The band: The Eagles. Kind of a southern rock/pop style backed by strong vocal harmonies and blended by not one but two song writers, one of them the newly departed Glenn Frey.

But, that tune, a signature for the intimate, 70’s love song crooner, was about even more;  this was the ballad of the touring minstrel, and what he’d learned about life.

My father had been his own generation’s vagabond songbird. He’d met mum, on a night train, its steam engine stopped long, enough, to wake her enough to spy the dashing, raven haired soldier who just needed a seat. He’d sung to her, all night, and spun his stories, and woo’ed her, and gotten off the train, and been pursued by the great American hand written letter, until he let her love him and married her.

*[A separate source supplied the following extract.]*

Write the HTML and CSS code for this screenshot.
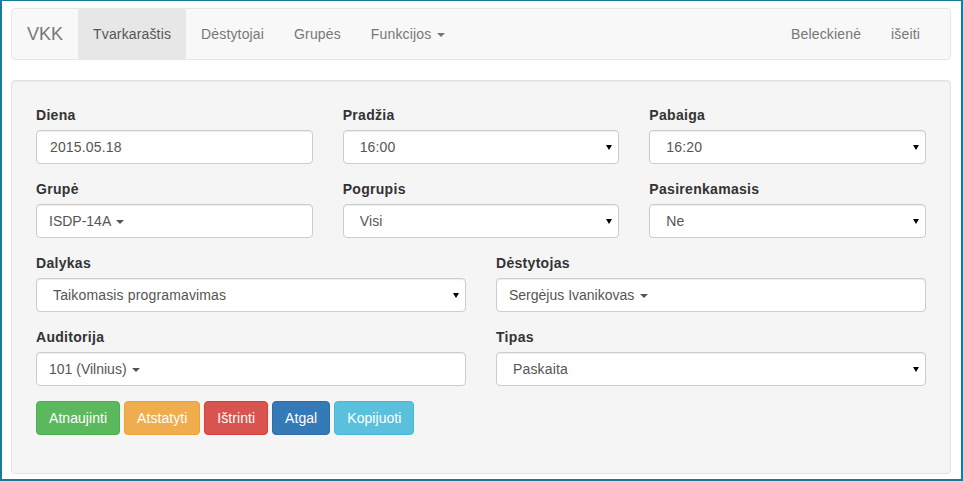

Though our generation preceded the technological rush by just a few, short years, our pop idols still knew how to sing alone. But, none of them had been trained in the art, if there even was one, of The Tour; nobody told them they’d live out of a bus, never eat right, rarely sleep, and probably go through so many groupies it would be hard to remember their own names, let alone those of the eager teenage girls who clamored back stage. Yet, they were the last of the clarified poets – lyrics, always close to our ears, never frantic, in time with our lives, right next to our hearts.

None of us knows what inspired the lyrics to that nomad’s song. But, I can remember singing it, loud and soaring, year after year, behind the wheel of the Pontiac Ventura and then the Sunbird, to and from work in the Greek dinor and, later, on the way home from my own pop band gigs, after the latest boyfriend had stood me up. To me, every heartbreak and heartbreaker was a Desperado, out ridin’ fences, never ready to come to his senses. He never did let me love him, and it was always too late.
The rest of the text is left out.